Poverty? I had a master’s degree and some career momentum. But with four kids and one income, I’d need more than credentials. I’d need strategic career moves, ongoing investment in myself, and a clear plan to maximize my income over time. The math wasn’t in my favor, but it was something I could work with.
My process boiled down to these three steps: I faced the weight of the statistics without accepting them as my destiny, I asked God to show me His truth in spite of the numbers, and then I made a plan.
Deuteronomy 28 promised obedience to God means thriving in every area of life - healthy family, successful career, strong community, financial stability, protection, and a reputation that commands respect. Being positioned to lead and provide, not just survive.
These words were spoken to God’s people who’d been wandering in the wilderness 40 years, facing a future they couldn’t see. Statistically, they were doomed.
Human survival in the wilderness without training or preparation is extremely low, most people don’t last more than a few days. But God promised them identity and position above what the odds predict. Their prosperous future wasn’t just for them. It would serve as testimony to other nations of God’s reality and power.

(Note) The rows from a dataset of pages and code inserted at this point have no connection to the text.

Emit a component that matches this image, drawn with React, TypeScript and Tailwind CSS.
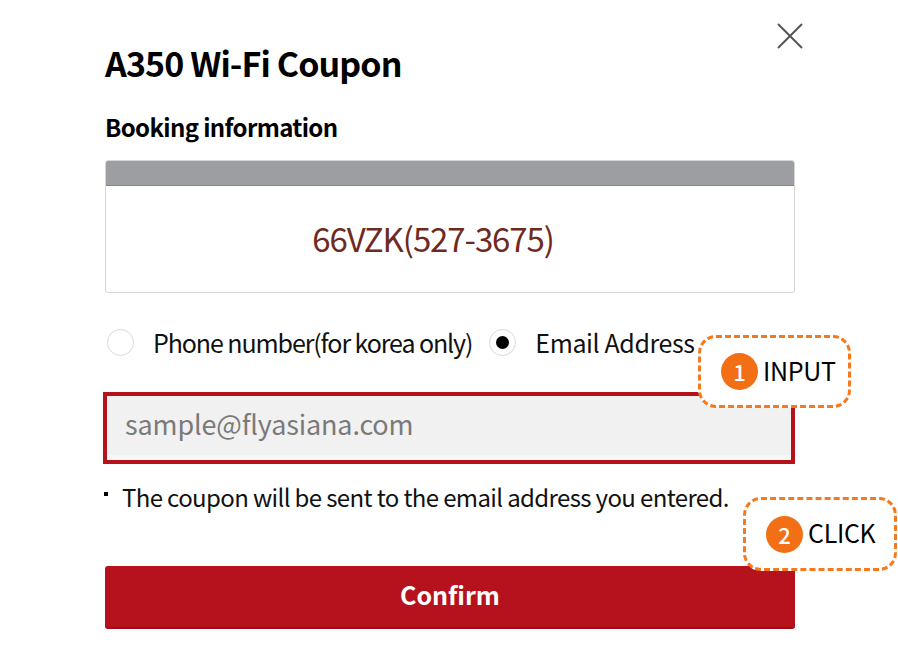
const font = { fontFamily: '"Noto Sans CJK KR", "Noto Sans", sans-serif' };

function Radio({ checked, label, className }: { checked?: boolean; label: string; className: string }) {
  return (
    <label className="flex items-center">
      <span className="flex h-[27px] w-[27px] items-center justify-center rounded-full border border-[#d9d9d9] bg-white">
        {checked ? <span className="h-[13px] w-[13px] rounded-full bg-black" /> : null}
      </span>
      <span className={`ml-[19px] text-[25px] leading-none text-[#111] ${className}`}>{label}</span>
    </label>
  );
}

function Callout({ n, text, className }: { n: number; text: string; className: string }) {
  return (
    <div
      className={`absolute flex items-center rounded-[18px] border-[3px] border-dashed border-[#f47a1f] bg-white ${className}`}
    >
      <span className="flex h-[37px] w-[37px] items-center justify-center rounded-full bg-[#f36f16] text-[22px] font-medium text-white">
        {n}
      </span>
      <span className="mb-[3px] ml-[5px] text-[25px] leading-none tracking-[-0.3px] text-black">{text}</span>
    </div>
  );
}

export default function App() {
  return (
    <div className="relative h-[660px] w-[898px] overflow-hidden bg-white" style={font}>
      <button className="absolute left-[777px] top-[23px]">
        <svg width="26" height="26" viewBox="0 0 26 26" fill="none" stroke="#555" strokeWidth="2">
          <path d="M1 1L25 25M25 1L1 25" />
        </svg>
      </button>

      <div className="ml-[105px] w-[690px] pt-[40px]">
        <h1 className="text-[34px] font-bold leading-[46px] tracking-[-0.9px] text-black">A350 Wi-Fi Coupon</h1>
        <h2 className="mt-[26px] text-[24px] font-bold leading-[30px] tracking-[-0.65px] text-black">
          Booking information
        </h2>

        <div className="mt-[18px] overflow-hidden rounded-[3px] border border-[#d6d6d6]">
          <div className="h-[25px] border-b border-[#86868a] bg-[#9d9ea2]" />
          <div className="flex h-[106px] items-center justify-center pr-[34px] text-[33px] tracking-[-1.1px] text-[#6e2a22]">
            66VZK(527-3675)
          </div>
        </div>

        <div className="mt-[36px] flex items-center gap-[17px] pl-[2px]">
          <Radio label="Phone number(for korea only)" className="tracking-[-1.1px]" />
          <Radio checked label="Email Address" className="tracking-[-0.4px]" />
        </div>

        <div className="-ml-[2px] mt-[36px] flex h-[72px] items-center border-[4px] border-[#b5121b] bg-[#f1f1f1] pb-[8px] pl-[18px] shadow-[inset_0_-5px_0_#f7f7f7]">
          <span className="text-[27px] tracking-[-0.15px] text-[#7a7a7a]">sample@flyasiana.com</span>
        </div>

        <div className="mt-[18px] flex items-center">
          <span className="-ml-[1px] mb-[6px] h-[4px] w-[4px] bg-black" />
          <span className="ml-[14px] text-[24px] leading-[30px] tracking-[-0.63px] text-[#111]">
            The coupon will be sent to the email address you entered.
          </span>
        </div>

        <button className="mt-[54px] flex h-[63px] w-full items-center justify-center rounded-[3px] border-b-2 border-[#9e0c14] bg-[#b5121e] pb-[4px] text-[25px] font-bold text-white">
          Confirm
        </button>
      </div>

      <Callout n={1} text="INPUT" className="left-[698px] top-[335px] h-[73px] w-[153px] pl-[20px]" />
      <Callout n={2} text="CLICK" className="left-[743px] top-[497px] h-[74px] w-[154px] pl-[20px]" />
    </div>
  );
}
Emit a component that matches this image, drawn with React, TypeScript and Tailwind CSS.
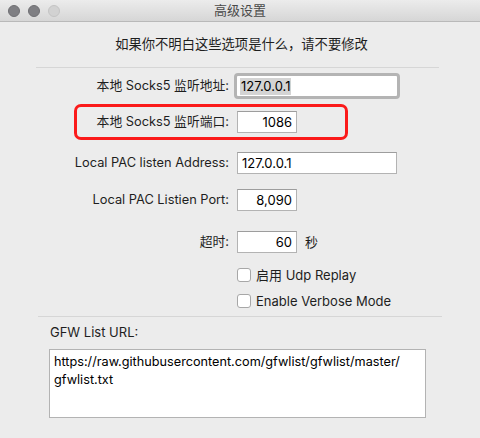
import React from "react";

const font = { fontFamily: 'Inter, "Noto Sans CJK SC", sans-serif' };

function Label({ children }: { children: React.ReactNode }) {
  return <div className="w-[230px] shrink-0 text-right pr-[1px] text-[12.8px] text-[#1e1e1e] leading-none">{children}</div>;
}

function Field({ value, w, right }: { value: string; w: string; right?: boolean }) {
  return (
    <div className={`${w} h-[22px] bg-white border border-[#b3b3b3] border-t-[#9d9d9d] flex items-center px-[4px] text-[13px] text-black leading-none ${right ? "justify-end" : ""}`}>
      {value}
    </div>
  );
}

function Checkbox({ label }: { label: string }) {
  return (
    <div className="flex items-center h-[14px] pl-[237px]">
      <div className="w-[14px] h-[14px] bg-white border border-[#a7a7a7] rounded-[3px] shrink-0" />
      <span className="ml-[5px] text-[13px] text-[#1e1e1e] leading-none">{label}</span>
    </div>
  );
}

export default function App() {
  return (
    <div className="w-[480px] h-[438px] bg-[#ececec] flex flex-col overflow-hidden" style={font}>
      {/* title bar */}
      <div className="h-[22px] shrink-0 bg-gradient-to-b from-[#ececec] to-[#d6d6d6] border-b border-[#b9b9b9] flex items-center relative">
        <div className="flex gap-[8px] pl-[8px]">
          <div className="w-[12px] h-[12px] rounded-full bg-[#7f7f83] border border-[#6f6f73]" />
          <div className="w-[12px] h-[12px] rounded-full bg-[#7f7f83] border border-[#6f6f73]" />
          <div className="w-[12px] h-[12px] rounded-full bg-[#d2d2d2] border border-[#c4c4c4]" />
        </div>
        <div className="absolute inset-0 flex items-center justify-center text-[13px] text-[#4a4a4a] leading-none">高级设置</div>
      </div>

      {/* subtitle */}
      <div className="mt-[14px] h-[18px] flex items-center justify-center text-[13.3px] text-[#1e1e1e] pl-[3px]">如果你不明白这些选项是什么，请不要修改</div>

      <div className="mt-[13px] h-px bg-[#d6d6d6] ml-[36px] w-[403px]" />

      {/* row 1 focused */}
      <div className="mt-[5px] h-[26px] flex items-center">
        <Label>本地 Socks5 监听地址:</Label>
        <div className="ml-[4px] w-[166px] h-[26px] rounded-[4px] border-[3px] border-[#b4b4b4] bg-white flex items-center px-[3px]">
          <span className="bg-[#d4d4d4] text-[13px] text-black leading-[17px] px-[1px]">127.0.0.1</span>
        </div>
      </div>

      {/* row 2 with red highlight */}
      <div className="mt-[5px] h-[36px] flex items-center relative">
        <Label>本地 Socks5 监听端口:</Label>
        <div className="ml-[7px]">
          <Field value="1086" w="w-[60px]" right />
        </div>
        <div className="absolute left-[74px] top-0 w-[274px] h-[36px] border-[3px] border-[#fb1a1a] rounded-[7px]" />
      </div>

      {/* row 3 */}
      <div className="mt-[12px] h-[22px] flex items-center">
        <Label>Local PAC listen Address:</Label>
        <div className="ml-[7px]">
          <Field value="127.0.0.1" w="w-[160px]" />
        </div>
      </div>

      {/* row 4 */}
      <div className="mt-[15px] h-[22px] flex items-center">
        <Label>Local PAC Listien Port:</Label>
        <div className="ml-[7px]">
          <Field value="8,090" w="w-[60px]" right />
        </div>
      </div>

      {/* row 5 */}
      <div className="mt-[20px] h-[22px] flex items-center">
        <Label>超时:</Label>
        <div className="ml-[7px]">
          <Field value="60" w="w-[60px]" right />
        </div>
        <span className="ml-[8px] text-[13px] text-[#1e1e1e] leading-none">秒</span>
      </div>

      <div className="mt-[15px]">
        <Checkbox label="启用 Udp Replay" />
      </div>
      <div className="mt-[12px]">
        <Checkbox label="Enable Verbose Mode" />
      </div>

      <div className="mt-[8px] h-px bg-[#d6d6d6] ml-[38px] w-[404px]" />

      <div className="mt-[8px] h-[16px] flex items-center pl-[50px] text-[13px] text-[#1e1e1e]">GFW List URL:</div>

      <div className="mt-[8px] ml-[49px] w-[377px] h-[69px] bg-white border border-[#b3b3b3] px-[4px] pt-[3px] text-[12.7px] text-black leading-[18px]">
        https://raw.githubusercontent.com/gfwlist/gfwlist/master/
        <br />
        gfwlist.txt
      </div>
    </div>
  );
}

I believed my life could do the same.
How? I acknowledged the statistics, armed myself with the information, then ran it through the filter of the Holy Spirit. I decided what would be true for me, what steps I could take, and let a loving God carry me the rest of the way.
Ultimately, I wasn’t meant to parent solo. Eventually God told me I was meant to be partnered and, a few years later, the most wonderful husband and dad I could have imagined showed up.
My children aren’t a statistic. I am not a statistic.
And neither are you.
Be informed. Be mindful. Use the data to create intention, followed by strategy... but don’t let it write your ending.
What data are you letting define you instead of inform you?
What outcome are you accepting as inevitable that God hasn’t confirmed?
How can you let data serve as information to guide your strategy, not guarantee your destiny?
I love you.
Coi Marie
Affirm: I am proof that God's love is more powerful than any statistics.